İslami Direniş hareketleri işgalci sivilleri bıraktığında, ortaya çıkan insani tabloyu, ahlak eksenli mücadeleyi bütün dünya gördü. İşgalci esirler serbest kaldıklarında eziyete ve hakarete uğramadıklarını, son derece insani muameleye muhatap olduklarını dile getirdiler. Hatta terör rejimi bu “insani şahitliğin” insanlık dışı rejimlerine zarar verdiğini düşünüp, serbest bırakılanların konuşmasını yasakladı.
Oysa bir devlet olduğunu iddia eden ve arkasında uluslararası emperyalizmin tüm önemli aktörlerini bulunduran Siyonist terör çetesinin serbest bırakmak zorunda kaldığı her “insanın” acı bir hikayesi vardı.
İşgal rejimi, 14-15 yaşlarında çocukları almış, 2 yıl hatta bazen 3-4 yıl fiziki ve psikolojik işkenceye maruz bırakmış, “saldırma ihtimali vardı” gibi hiçbir hukuki norma sokulamayacak gerekçelerle 10-15 sene zindanda tutmuştu.
Yaralı halde alınıp da tıbbi müdahale yapılmadığı için sakat kalanlar da vardı, maruz kaldığı işkencelerden dolayı kimseyi tanıyamayacak duruma gelenler de…
İşte İslami direniş hareketleri ellerindeki sivil işgalcilerin karşılığında bu mağdur ve mazlumların bırakılmasını istedi ve isteğini kabul ettirdi.
Serbest kalan Filistinliler de ailelerinin sevincini paylaştılar; ama aynı zamanda direnişe, Muhammed Dayf’e, Ebu Ubeyde’ye selam gönderip bağlılıklarını bildirdiler, Gazze’nin şehidlerini rahmetle andılar.
Bundan sonraki sürecin nasıl işleyeceğini öngörmek zor.
Dört günün sonunda Gazze’ye yönelik şiddetli bombardıman yeniden başlayabilir ya da esir takası kısa bir süre daha devam edebilir.

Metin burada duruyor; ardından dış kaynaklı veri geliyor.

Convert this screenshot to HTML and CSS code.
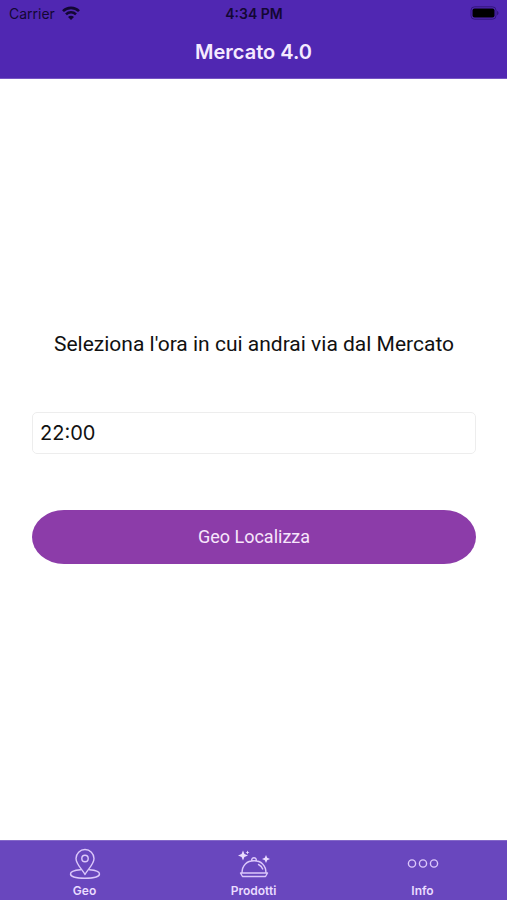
FILE: index.html
```html
<!DOCTYPE html>
<html lang="it">
<head>
<meta charset="utf-8">
<meta name="viewport" content="width=device-width, initial-scale=1">
<title>Mercato 4.0</title>
<link rel="stylesheet" href="styles.css">
</head>
<body>
<header class="top">
  <div class="status">
    <span class="carrier">Carrier
      <svg width="18" height="14" viewBox="0 0 18 14" aria-hidden="true">
        <g fill="none" stroke="currentColor" stroke-width="2.6">
          <path d="M1 5.200C5.400.8 12.600.8 17 5.200"/>
          <path d="M4 8.300C6.800 5.500 11.200 5.500 14 8.300"/>
        </g>
        <path d="M9 14 6 11C7.700 9.400 10.300 9.400 12 11Z" fill="currentColor"/>
      </svg>
    </span>
    <span class="time">4:34 PM</span>
    <svg class="battery" width="30" height="14" viewBox="0 0 30 14" aria-hidden="true">
      <rect x="2" y=".8" width="25" height="12.400" rx="3.500" fill="none" stroke="#32167c"/>
      <rect x="3.500" y="2.500" width="22" height="9" rx="2" fill="#000"/>
      <path d="M28 5v4.200c2-.7 2-3.500 0-4.200Z" fill="#32167c"/>
    </svg>
  </div>
  <h1 class="title">Mercato 4.0</h1>
</header>
<main class="content">
  <form class="form">
    <label class="prompt" for="ora">Seleziona l'ora in cui andrai via dal Mercato</label>
    <input class="field" id="ora" type="text" value="22:00">
    <button class="action" type="button">Geo Localizza</button>
  </form>
</main>
<nav class="tabs">
  <a class="tab" href="#geo">
    <svg width="32" height="32" viewBox="0 0 32 32" aria-hidden="true">
      <path d="M16 26.500C13.500 21.500 7 16.500 7 10.500a9 9 0 0 1 18 0C25 16.500 18.500 21.500 16 26.500Z"/>
      <circle cx="16" cy="10.500" r="3.200"/>
      <path d="M11.500 21.800C5 22.300 1.500 24 1.500 26c0 2.600 6 4.300 14.500 4.300s14.500-1.700 14.500-4.300c0-2-3.500-3.700-10-4.200"/>
    </svg>
    <span>Geo</span>
  </a>
  <a class="tab" href="#prodotti">
    <svg width="32" height="32" viewBox="0 0 32 32" aria-hidden="true">
      <path d="M2.500 25h27l-2 3.500h-23ZM4 25C4 17 9 12.800 16 12.800S28 17 28 25M13.700 12.800c-.5-4 5.100-4 4.600 0M20.500 16.500c2.200 1 3.500 2.500 4.200 4.500"/>
      <path class="solid" d="m5 2.500 1.400 3.600L10 7.500 6.400 8.900 5 12.500 3.600 8.900 0 7.500 3.600 6.100ZM28 7l1.200 2.800L32 11l-2.800 1.200L28 15l-1.200-2.800L24 11l2.800-1.200ZM9.500 2.500l.6 1.400 1.400.6-1.400.6-.6 1.400-.6-1.400-1.400-.6 1.400-.6Z"/>
    </svg>
    <span>Prodotti</span>
  </a>
  <a class="tab" href="#info">
    <svg width="32" height="32" viewBox="0 0 32 32" aria-hidden="true">
      <circle cx="5" cy="15.500" r="3.600"/><circle cx="16" cy="15.500" r="3.600"/><circle cx="27" cy="15.500" r="3.600"/>
    </svg>
    <span>Info</span>
  </a>
</nav>
</body>
</html>
```
FILE: styles.css
```css
* { box-sizing: border-box; }

body {
  margin: 0;
  min-height: 100vh;
  display: flex;
  flex-direction: column;
  background: #fff;
  color: #111;
  font-family: Inter, "Liberation Sans", sans-serif;
}

.top {
  background: #5027b2;
  border-bottom: 1px solid #7654c3;
}

.status {
  display: grid;
  grid-template-columns: 1fr auto 1fr;
  align-items: center;
  height: 26px;
  padding: 0 8px 0 9px;
  color: #130733;
  font-size: 14px;
}

.carrier {
  display: flex;
  align-items: center;
  gap: 7px;
}

.time { font-weight: 600; }

.battery { justify-self: end; }

.title {
  margin: 0;
  height: 52px;
  line-height: 52px;
  color: #f5eaff;
  font-size: 20px;
  font-weight: 600;
  text-align: center;
}

.content {
  flex: 1;
  display: flex;
  flex-direction: column;
  justify-content: center;
  padding: 0 31px 26px 32px;
}

.form {
  display: flex;
  flex-direction: column;
}

.prompt {
  margin-bottom: 54px;
  line-height: 28px;
  font-family: Roboto, Inter, "Liberation Sans", sans-serif;
  font-size: 21px;
  text-align: center;
  white-space: nowrap;
}

.field {
  width: 100%;
  height: 42px;
  margin-bottom: 56px;
  padding: 0 7px;
  border: 1px solid #ededed;
  border-radius: 5px;
  background: #fff;
  color: #111;
  font: 20px Inter, "Liberation Sans", sans-serif;
}

.action {
  height: 54px;
  border: 0;
  border-radius: 32px / 27px;
  background: #8c3ca9;
  color: #f7e6fb;
  font: 18px Roboto, Inter, "Liberation Sans", sans-serif;
}

.tabs {
  display: grid;
  grid-template-columns: repeat(3, 1fr);
  height: 60px;
  background: #6947be;
  border-top: 1px solid #8468c9;
}

.tab {
  display: flex;
  flex-direction: column;
  align-items: center;
  gap: 4px;
  padding-top: 7px;
  color: #eadcff;
  font-size: 12px;
  font-weight: 600;
  line-height: 14px;
  text-decoration: none;
}

.tab svg {
  fill: none;
  stroke: #dcc8fb;
  stroke-width: 1.4;
  stroke-linejoin: round;
  stroke-linecap: round;
}

.tab .solid {
  fill: #eadcff;
  stroke: none;
}
```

İslami Direnişin elindeki işgalci askerlerin serbest bırakılması ise ancak Siyonist zindanlarındaki direniş mensuplarının serbest bırakılmasıyla mümkün olacaktır. İşgalci rejim şimdilik buna hazır değil gibi. Bu da önümüzdeki süreçte Gazze’de şiddetli bir savaşın olacağını gösteriyor.
Ama işgalci şunu göz ardı ediyor.
Esir takası sadece Batı Yaka ya da Kudüs’ü hareketlendirmekle kalmayacak, çok farklı yerlerde hareketlenmelere sebep olacaktır.
Yani Aksa Tufanı halen devam ediyor.